By letting $n=m$ and $j=i$, we can rewrite this lemma and obtain the following: $$\begin{align}\sum_{i=1}^m(2i-1)&=(2\times 1-1)+\sum_{i=2}^m(2i-1) \\ \Leftrightarrow m^2&= 1+\sum_{i=2}^m(2i-1) \\ \Leftrightarrow \sum_{i=2}^m(2i-1)&= m^2-1 \\ \Leftrightarrow 2S&=m^2-1\end{align}$$ $$\boxed{\therefore S=\frac{m^2-1}{2}}\tag*{$\quad\quad\quad\quad\quad\quad\quad\quad\quad\quad\quad\quad\quad\quad\quad\quad \ \ \ \; \ \,$}$$
After rewriting and simplifying the $x$ coordinate in the ordered pair of the conjecture, it follows that it is equivalent to $$\bigg(\pm\frac{m^2-1}{2m}, \frac{m^2-1}{2}\bigg).$$ And now... where do I go? Factorising, where $m^2-1=(m+1)(m-1)$, does not appear to help. Additionally, I split the $x$ coordinate to write $$\bigg(\pm\bigg(\frac{m^2-4}{2m}+\frac{3}{2m}\bigg),\frac{m^2-1}{2}\bigg)$$ knowing that $$\frac{m^2-4}{2m}=\frac{m^2-2^2}{2m}=\frac{m}2+\frac{2}{m}=\frac{m}2-\bigg(-\frac{2}m\bigg).\tag{$\ast\ast$}$$ Now if we let $g_1$ and $g_2$ be gradients such that $g_1\perp g_2$ and $g_1=m\div 2$ then Eq. $(\ast\ast)$ will be equivalent to $g_1-g_2$. But this did not help either, albeit exploring in the realm of gradients.
May anyone like to share some input?
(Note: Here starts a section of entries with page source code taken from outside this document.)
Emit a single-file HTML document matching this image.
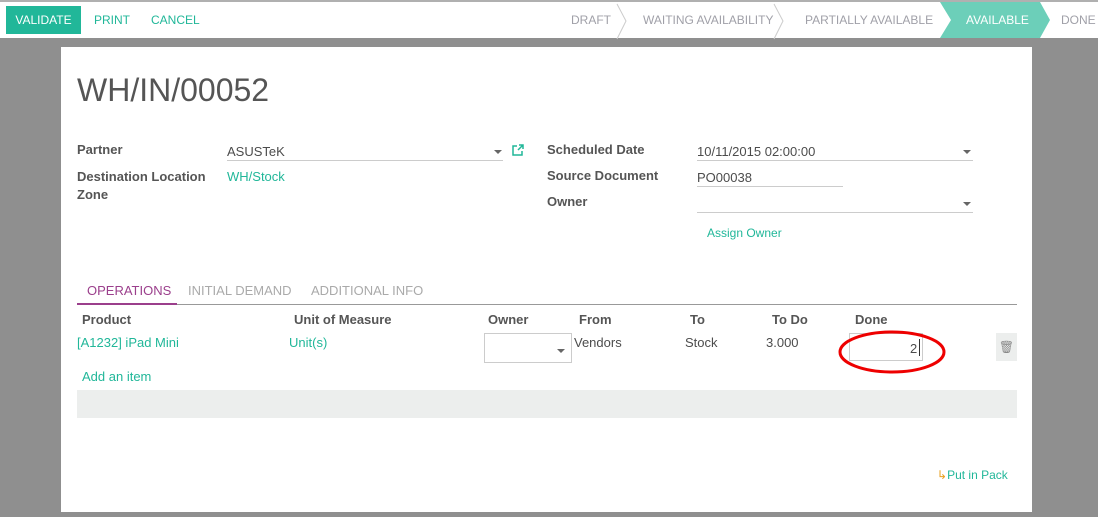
<!DOCTYPE html>
<html><head><style>
body{margin:0;width:1098px;height:517px;background:#8f8f8f;position:relative;overflow:hidden;font-family:"Liberation Sans",Arial,sans-serif;font-size:13px;color:#4c4c4c}
.a{position:absolute;white-space:nowrap}
.top{position:absolute;left:0;top:0;width:1098px;height:38px;background:#fff;border-top:2px solid #b0b0b0;box-sizing:border-box}
.sheet{position:absolute;left:61px;top:47px;width:971px;height:465px;background:#fff}
.lbl{font-weight:bold;color:#555}
.g{color:#21b799}
.st{color:#a0a0a8;font-size:12px}
.th{font-weight:bold;color:#555}
.line{position:absolute;height:1px;background:#ccc}
.tri{position:absolute;width:0;height:0;border-left:4px solid transparent;border-right:4px solid transparent;border-top:4px solid #666}
</style></head><body>
<div class="top">
<div class="a" style="left:6px;top:4px;width:75px;height:28px;background:#21b799;color:#fff;font-size:12px;line-height:28px;text-align:center">VALIDATE</div>
<div class="a g" style="left:94px;top:11px;font-size:12px">PRINT</div>
<div class="a g" style="left:151px;top:11px;font-size:12px">CANCEL</div>
<div class="a st" style="left:571px;top:11px">DRAFT</div>
<svg class="a" style="left:615px;top:0" width="20" height="38"><path d="M2 2 L11 19 L2 37" fill="none" stroke="#ccc"/></svg>
<div class="a st" style="left:643px;top:11px">WAITING AVAILABILITY</div>
<svg class="a" style="left:772px;top:0" width="20" height="38"><path d="M2 2 L11 19 L2 37" fill="none" stroke="#ccc"/></svg>
<div class="a st" style="left:805px;top:11px">PARTIALLY AVAILABLE</div>
<svg class="a" style="left:940px;top:0" width="112" height="38"><path d="M0 0 L100 0 L110 18 L100 36 L0 36 L11 18 Z" fill="#6ccfb9"/></svg>
<div class="a" style="left:966px;top:11px;font-size:12px;color:#fff">AVAILABLE</div>
<div class="a st" style="left:1061px;top:11px">DONE</div>
</div>
<div class="sheet">
<div class="a" style="left:16px;top:25px;font-size:32px;color:#555">WH/IN/00052</div>
<div class="a lbl" style="left:16px;top:95px">Partner</div>
<div class="a" style="left:166px;top:97px">ASUSTeK</div>
<div class="line" style="left:166px;top:113px;width:276px"></div>
<div class="tri" style="left:433px;top:103px"></div>
<svg class="a" style="left:450px;top:96px" width="14" height="14"><path d="M6 3H2V12H11V8M7 7L12 2M8 2H12V6" fill="none" stroke="#21b799" stroke-width="1.5"/></svg>
<div class="a lbl" style="left:16px;top:121px;line-height:18px">Destination Location<br>Zone</div>
<div class="a g" style="left:166px;top:122px">WH/Stock</div>
<div class="a lbl" style="left:486px;top:95px">Scheduled Date</div>
<div class="a" style="left:636px;top:97px">10/11/2015 02:00:00</div>
<div class="line" style="left:636px;top:113px;width:276px"></div>
<div class="tri" style="left:902px;top:103px"></div>
<div class="a lbl" style="left:486px;top:121px">Source Document</div>
<div class="a" style="left:636px;top:123px">PO00038</div>
<div class="line" style="left:636px;top:139px;width:146px"></div>
<div class="a lbl" style="left:486px;top:147px">Owner</div>
<div class="line" style="left:636px;top:165px;width:276px"></div>
<div class="tri" style="left:902px;top:155px"></div>
<div class="a g" style="left:646px;top:179px;font-size:12px">Assign Owner</div>
<div class="a" style="left:26px;top:236px;color:#9b3f8c">OPERATIONS</div>
<div class="a" style="left:127px;top:236px;color:#aaa">INITIAL DEMAND</div>
<div class="a" style="left:250px;top:236px;color:#aaa">ADDITIONAL INFO</div>
<div class="line" style="left:16px;top:257px;width:940px;background:#999"></div>
<div class="a" style="left:16px;top:256px;width:100px;height:2px;background:#9b3f8c"></div>
<div class="a th" style="left:21px;top:265px">Product</div>
<div class="a th" style="left:233px;top:265px">Unit of Measure</div>
<div class="a th" style="left:427px;top:265px">Owner</div>
<div class="a th" style="left:518px;top:265px">From</div>
<div class="a th" style="left:629px;top:265px">To</div>
<div class="a th" style="left:711px;top:265px">To Do</div>
<div class="a th" style="left:794px;top:265px">Done</div>
<div class="a g" style="left:16px;top:288px">[A1232] iPad Mini</div>
<div class="a g" style="left:228px;top:288px">Unit(s)</div>
<div class="a" style="left:423px;top:286px;width:86px;height:28px;border:1px solid #ccc"></div>
<div class="tri" style="left:496px;top:302px"></div>
<div class="a" style="left:513px;top:288px">Vendors</div>
<div class="a" style="left:624px;top:288px">Stock</div>
<div class="a" style="left:705px;top:288px">3.000</div>
<div class="a" style="left:788px;top:286px;width:74px;height:28px;border:1px solid #ccc;box-sizing:border-box"></div>
<div class="a" style="left:849px;top:294px">2</div>
<div class="a" style="left:858px;top:292px;width:1px;height:17px;background:#333"></div>
<div class="a" style="left:935px;top:286px;width:21px;height:28px;background:#eceeed;text-align:center;line-height:28px;color:#888;font-size:12px">🗑</div>
<svg class="a" style="left:775px;top:282px" width="112" height="48"><ellipse cx="56" cy="23" rx="52" ry="20" fill="none" stroke="#e00" stroke-width="3"/></svg>
<div class="a g" style="left:21px;top:322px">Add an item</div>
<div class="a" style="left:16px;top:343px;width:940px;height:28px;background:#eceeed"></div>
<div class="a g" style="left:876px;top:421px;font-size:12px"><span style="color:#e8a020">↳</span>Put in Pack</div>
</div>
</body></html>
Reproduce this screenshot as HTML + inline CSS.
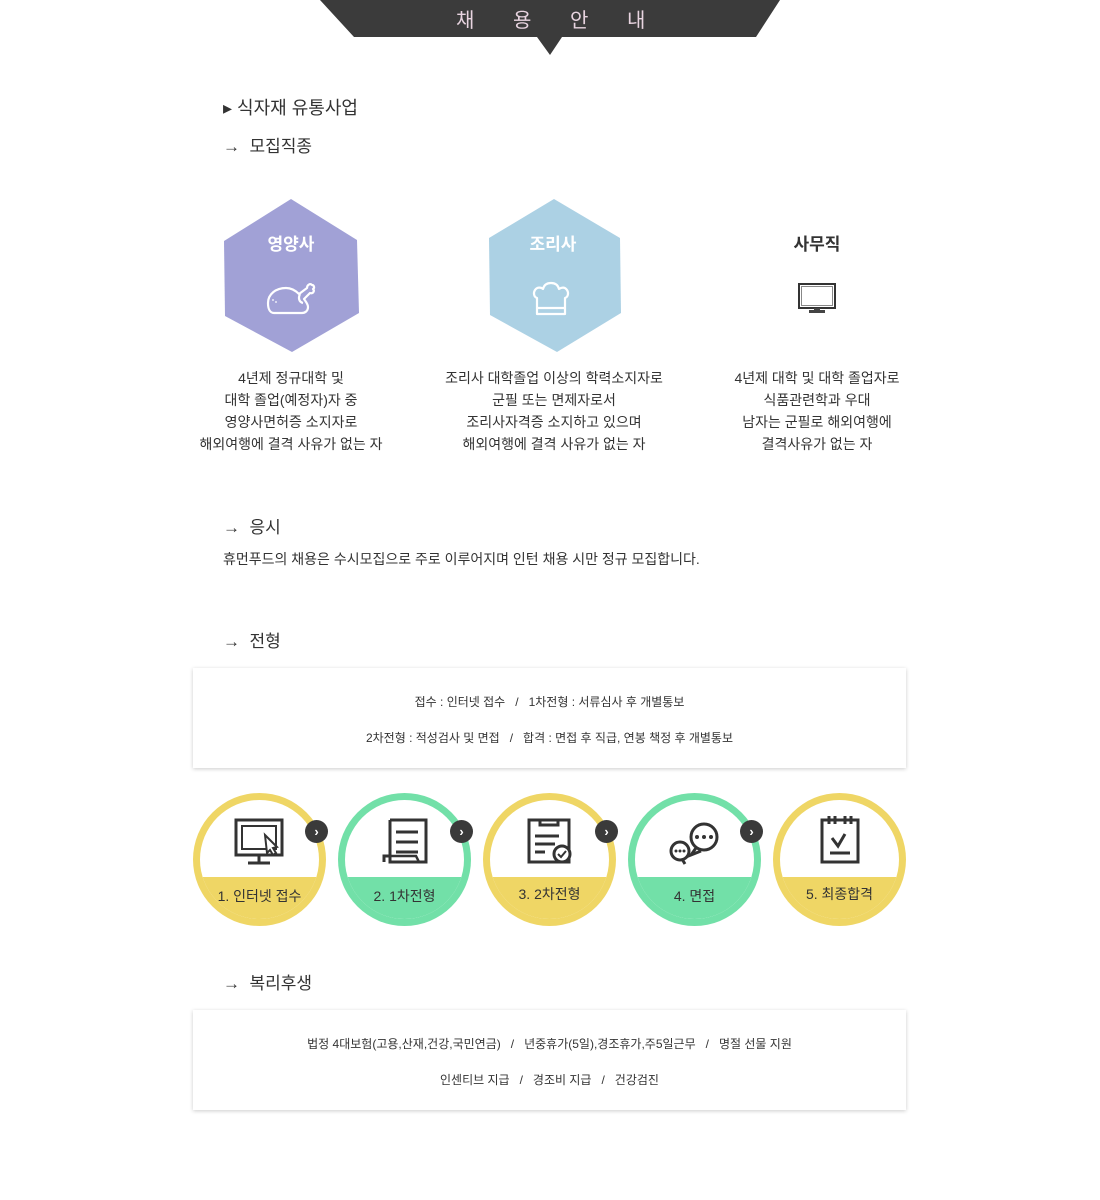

Did I take the right approach, or is this tedious and not very efficient? If you'd like, you can either tell me where to go from here, or draft up a new proof (though I hope the latter does not take up too much of your time). And, since we are dealing with graphs, you can perhaps use the Desmos Graphing Calculator (or, if you like to live on the dangerous side, you can try answering this with what I used — a pen, ruler and graphing paper!). I will accept any kind of answer, even if it may be a mere hint, as long as the hint serves useful.
With that being said, my general skill level is strongest probably up to Year $12$ mathematics... I believe... I mean, I am in Year $10$ and most of my maths that I know — of which is completely foreign to the Year $10$ maths curriculum at school — is self-taught (thanks, MSE!). After taking some Year $11$ Maths Methods classes, specifically on algebra, I found it very easy, so in order to keep answers understandable (and to not waste your time), I will safely say my skill level does not reach university standards, although it might...?
Thank you in advance!
$\boxed{\stackrel{\centerdot\,\centerdot}{\smile}}$
The conjecture actually never holds (no wonder why you can't prove it!). For example, when $m=5$, $S=17/2$. Now the equation $y=5x$ meets the line $y=(5^2+1)/2=13$ at $(x,y)=(13/5,13)$, whose $y$-coordinate is not the same as $S$.
Using the identity that $\sum_{i=1}^n i=n(n+1)/2$, \begin{align}S&=1+\sum_{i=2}^{m-1}\left(i-\frac12\right)=1-\left(1-\frac12\right)+\sum_{i=1}^{m-1}\left(i-\frac12\right)\\&=\frac12+\sum_{i=1}^{m-1}i-\sum_{i=1}^{m-1}\frac12=\frac12+\frac{(m-1)m}2-\frac{m-1}2\\\implies S&=\frac12(1+m^2-m-(m-1))=\frac{m^2-2m+2}2.\end{align} The intersection point between $y=\pm mx$ and $y=\frac{m^2+1}2$ occurs at $x=\pm\frac{m^2+1}{2m}$. However, $$\left(\pm\frac Sm,S\right)=\left(\pm\frac{m^2-2m+2}{2m},\frac{m^2-2m+2}2\right)$$ which is different to $$\left(\pm\frac{m^2+1}{2m},\frac{m^2+1}2\right)$$ As an addendum, for them to be the same, one can equate coordinates to get $$\frac{m^2-2m+2}{2m}=\frac{m^2+1}{2m}\implies m^2-2m+2=m^2+1\implies 2m=1\implies m=\frac12$$ which is not possible as $m\in\Bbb Z^+$.